Did you watch the London 2012 opening ceremony? I did, and it was glorious - but I bet there was a moment, just before it all kicked off, when Danny Boyle was absolutely bricking it.
After years of work, and no doubt lots of sleepless nights, there was nothing left for Boyle to do: all he could do was cross his fingers and hope things wouldn't go tits-up. All that effort, all that money, all that hard work could all too easily have ended in disaster.
I bet Steve Ballmer knows that feeling.
Olympic medals aren't the only important gold things kicking around this week: Windows 8 has gone gold too, which means it's been released to manufacturing (RTM). The feature set is locked down, the DVDs are being duplicated, the OEMs are making their installation images and there's nothing more to work on: all Microsoft can do now is cross its fingers and hope Windows 8 isn't another Windows Vista.
Boyle only had to wait a short while to see whether his project ended in triumph or trauma.
Ballmer has to wait until the end of October.
If I'm going to drag the Olympics analogy out a bit more - and, of course, I am - then Windows 8 is the third, faintly baffling bit of the opening ceremony, the sitcom bit that didn't work as well as the enormously exciting Industrial Revolution section (that, I reckon, would be Windows 95, or maybe XP). On tablets, Windows 8's groovy new UI makes sense; on PCs, though, the jury's still out.

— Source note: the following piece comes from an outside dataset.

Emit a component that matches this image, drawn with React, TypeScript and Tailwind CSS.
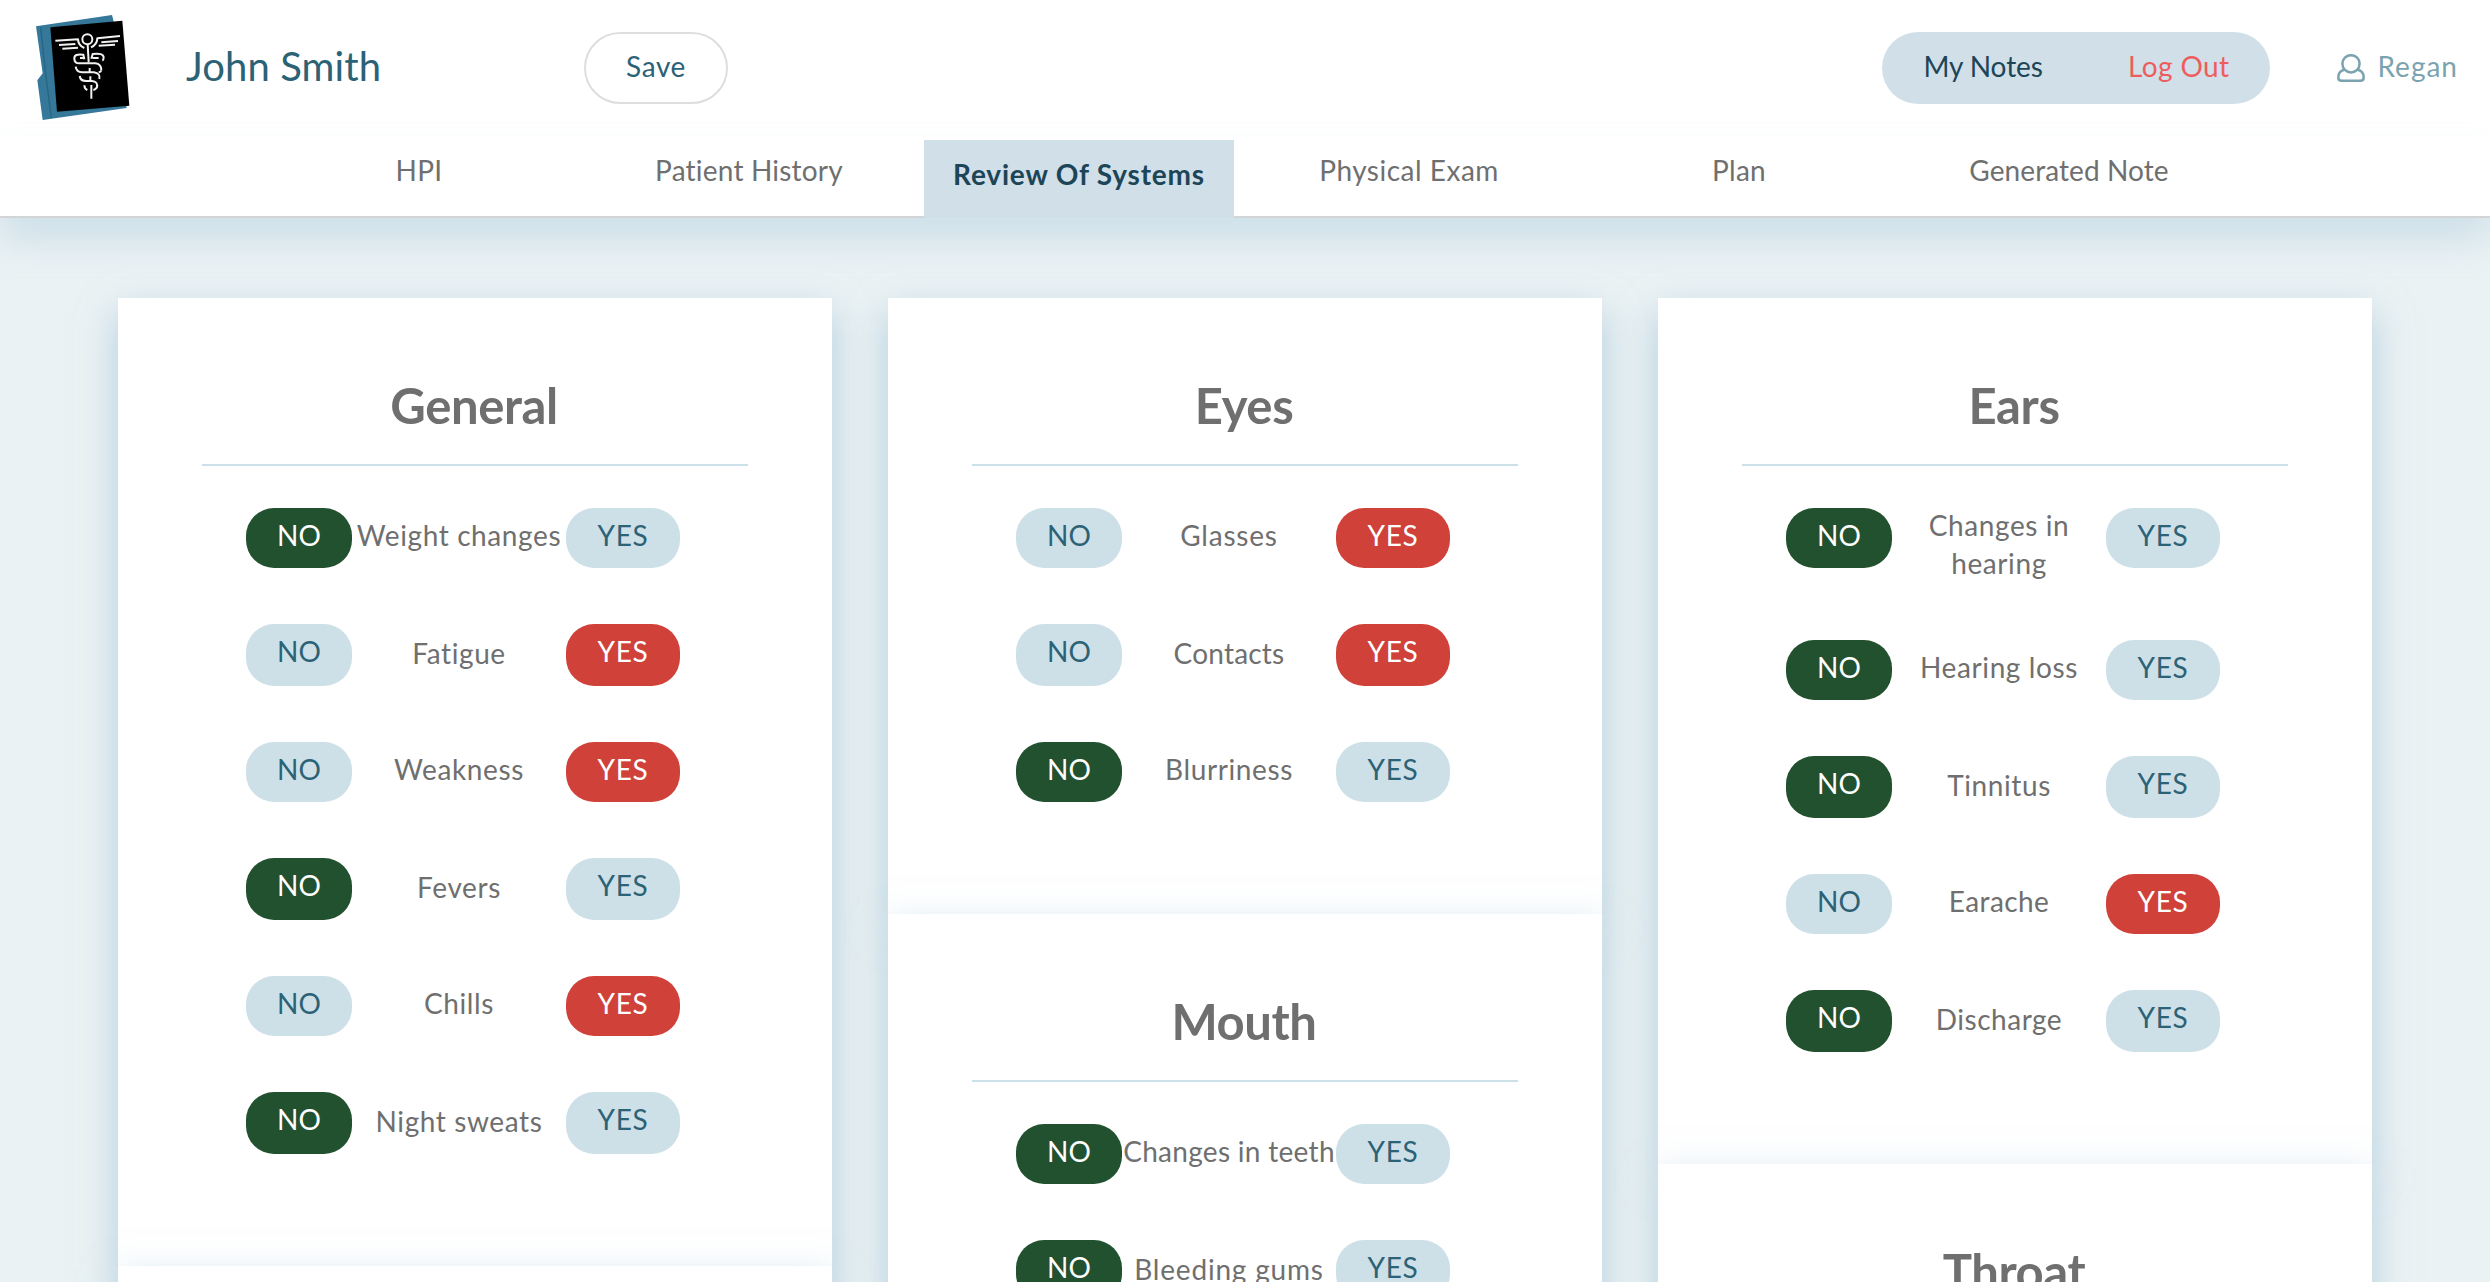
import { ReactNode } from "react";

type Answer = "no" | "yes";
type Item = { label: ReactNode; answer: Answer; tall?: boolean; tracking?: string };

const GENERAL: Item[] = [
  { label: "Weight changes", answer: "no" },
  { label: "Fatigue", answer: "yes" },
  { label: "Weakness", answer: "yes" },
  { label: "Fevers", answer: "no" },
  { label: "Chills", answer: "yes" },
  { label: "Night sweats", answer: "no" },
];

const EYES: Item[] = [
  { label: "Glasses", answer: "yes", tracking: "tracking-[0.8px]" },
  { label: "Contacts", answer: "yes", tracking: "tracking-[0.2px]" },
  { label: "Blurriness", answer: "no" },
];

const MOUTH: Item[] = [
  { label: "Changes in teeth", answer: "no", tracking: "tracking-[0.3px]" },
  { label: "Bleeding gums", answer: "no", tracking: "tracking-[0.8px]" },
];

const EARS: Item[] = [
  {
    label: (
      <>
        Changes in
        <br />
        hearing
      </>
    ),
    answer: "no",
    tall: true,
  },
  { label: "Hearing loss", answer: "no" },
  { label: "Tinnitus", answer: "no" },
  { label: "Earache", answer: "yes", tracking: "tracking-[0.4px]" },
  { label: "Discharge", answer: "no", tracking: "tracking-[0.5px]" },
];

const TABS = [
  { name: "HPI", tracking: "tracking-[0.3px]" },
  { name: "Patient History", tracking: "tracking-[0.2px]" },
  { name: "Review Of Systems", tracking: "tracking-[0.8px]", active: true },
  { name: "Physical Exam", tracking: "tracking-[0.5px]" },
  { name: "Plan", tracking: "tracking-[0.3px]" },
  { name: "Generated Note", tracking: "tracking-[0.1px]" },
];

function Logo() {
  return (
    <svg className="ml-[30px] h-[116px] w-[108px] shrink-0" viewBox="0 0 324 348" fill="none">
      <path d="M18 55 L246 21 L250 36 L290 300 L38 336 L22 217 L38 196 Z" fill="#35789a" />
      <path d="M32 58 L46 190 L64 330" stroke="#286580" strokeWidth="4" />
      <path d="M61 58 L277 38 L298 293 L81 311 Z" fill="#000" />
      <g stroke="#f2f2f0" strokeWidth="6" strokeLinejoin="round">
        <circle cx="172" cy="94" r="15" />
        <path d="M76 98 L144 94 Q145 112 163 120 M87 111 L136 108 M97 122 L144 119" />
        <path d="M270 84 L202 91 Q201 110 183 118 M264 99 L214 103 M255 110 L206 113" />
        <path d="M173 110 L176 163" />
        <path d="M163 154 L160 140 Q132 136 133 152 Q133 166 148 166 H196 Q214 168 214 187" />
        <path d="M163 150 H150" />
        <path d="M184 152 L188 138 Q220 134 221 148 Q221 156 217 158 M188 150 H206" />
        <path d="M137 176 Q139 192 156 193 H192 Q212 196 208 213" />
        <path d="M149 204 Q151 219 168 219 H186 Q204 220 201 238 Q196 245 190 246" />
        <path d="M214 187 Q212 192 206 193 M163 232 Q163 242 172 246" />
        <path d="M179 180 V193 M181 205 V219 M184 231 V272" />
      </g>
    </svg>
  );
}

function UserIcon() {
  return (
    <svg className="h-7 w-7" viewBox="0 0 28 28" fill="none" stroke="#7ba3af" strokeWidth="2.5">
      <circle cx="14" cy="9.8" r="8.6" />
      <path d="M7.6 15.8 C3.6 16.6 1.3 19.6 1.3 23.4 Q1.3 26.7 4.6 26.7 H23.4 Q26.7 26.7 26.7 23.4 C26.7 19.6 24.4 16.6 20.4 15.8" />
    </svg>
  );
}

function Header() {
  return (
    <header className="flex h-[136px] items-start bg-white">
      <div className="pt-2">
        <Logo />
      </div>
      <div className="ml-12 w-[398px] pt-[41px] text-[40px] leading-[50px] tracking-[0.1px] text-[#2c6275]">
        John Smith
      </div>
      <button className="mt-8 h-[72px] w-[144px] rounded-[36px] border-2 border-[#dedede] bg-white pb-[4px] text-[28px] tracking-[0.6px] text-[#2c6275]">
        Save
      </button>
      <div className="mt-8 ml-auto flex h-[72px] w-[388px] justify-between rounded-[36px] bg-[#d1dfe8] px-[41px] pt-[15px] leading-[38px]">
        <span className="tracking-[-0.1px] text-[#1c4557]">My Notes</span>
        <span className="tracking-[0.4px] text-[#ee5d5d]">Log Out</span>
      </div>
      <div className="mt-[47px] mr-[32px] ml-[67px] flex leading-[38px] text-[#7ba3af]">
        <div className="-mt-px pt-2 pr-3">
          <UserIcon />
        </div>
        <span className="tracking-[1px]">Regan</span>
      </div>
    </header>
  );
}

function Nav() {
  return (
    <nav className="relative flex h-[82px] justify-center border-b-2 border-[#d2d4d6] bg-white pr-[2px] shadow-[0_23px_36px_rgba(123,173,204,0.26)]">
      {TABS.map((t) =>
        t.active ? (
          <div
            key={t.name}
            className={`mx-[10px] mt-1 h-[78px] w-[310px] bg-[#d1dfe8] pt-[15px] text-center leading-[38px] font-bold text-[#1c4557] ${t.tracking}`}
          >
            {t.name}
          </div>
        ) : (
          <div key={t.name} className={`w-[330px] pt-[15px] text-center leading-[38px] text-[#6f6f6f] ${t.tracking}`}>
            {t.name}
          </div>
        ),
      )}
    </nav>
  );
}

function Row({ item, odd }: { item: Item; odd: boolean }) {
  const h = odd ? "h-[62px]" : "h-[60px]";
  const idle = "bg-[#cde0e8] text-[#2c6275]";
  const labelPad = item.tall ? "-mt-[2px]" : odd ? "pt-[10px]" : "pt-2";
  return (
    <div className={`flex items-start ${item.tall ? "h-[76px]" : h}`}>
      <button
        className={`${h} flex w-[106px] items-start justify-center rounded-[28px] pt-2 leading-[38px] ${item.answer === "no" ? "bg-[#21512e] text-white" : idle}`}
      >
        NO
      </button>
      <div
        className={`w-[214px] text-center leading-[38px] whitespace-nowrap text-[#6f6f6f] ${labelPad} ${item.tracking ?? "tracking-[0.6px]"}`}
      >
        {item.label}
      </div>
      <button
        className={`${h} flex w-[114px] items-start justify-center rounded-[28px] pt-2 leading-[38px] tracking-[0.7px] ${item.answer === "yes" ? "bg-[#d0413a] text-white" : idle}`}
      >
        YES
      </button>
    </div>
  );
}

function Card({ title, items, height }: { title: string; items: Item[]; height: string }) {
  const startsTall = !!items[0]?.tall;
  return (
    <section className={`w-[714px] shrink-0 bg-white px-[84px] shadow-[0_15px_36px_rgba(123,173,204,0.5)] ${height}`}>
      <h2 className="h-[168px] border-b-2 border-[#cbe0e8] pt-[77px] pr-[2px] text-center text-[49px] leading-[60px] font-bold tracking-[-0.4px] text-[#6f6f6f]">
        {title}
      </h2>
      <div className="flex flex-col gap-14 pt-[42px] pl-11">
        {items.map((item, i) => (
          <Row key={i} item={item} odd={startsTall ? i > 1 && i % 2 === 0 : i % 2 === 1} />
        ))}
      </div>
    </section>
  );
}

export default function App() {
  return (
    <div className="h-[1282px] overflow-hidden bg-[#ebf2f4] font-['Lato',sans-serif] text-[28px]">
      <Header />
      <Nav />
      <main className="flex justify-center gap-14 pt-20">
        <div>
          <Card title="General" items={GENERAL} height="h-[968px]" />
          <Card title="" items={[]} height="h-[400px]" />
        </div>
        <div>
          <Card title="Eyes" items={EYES} height="h-[616px]" />
          <Card title="Mouth" items={MOUTH} height="h-[616px]" />
        </div>
        <div>
          <Card title="Ears" items={EARS} height="h-[866px]" />
          <Card title="Throat" items={[]} height="h-[500px]" />
        </div>
      </main>
    </div>
  );
}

It's a brave move, and a very risky one: people have invested a great deal of time and effort in the familiar Windows UI, and they might not welcome Metro in the way many tech fans have. While Microsoft says there are 7 million PCs running the Release Preview and a further 9 million with the Consumer Preview, it doesn't have figures on how many of those people went "good god! This is awful!" and threw up in a bucket.
Will Windows 8 be a triumph? I've no idea; I'm still trying to make up my own mind about whether I love it or loathe it. What I do love, though, is that Microsoft is bringing its A-game: Windows 8 is big and bright and brave and bold, and the fact that it could go horribly wrong just makes it all the more exciting.
Whatever you think of Microsoft, you have to admire Steve Ballmer's balls.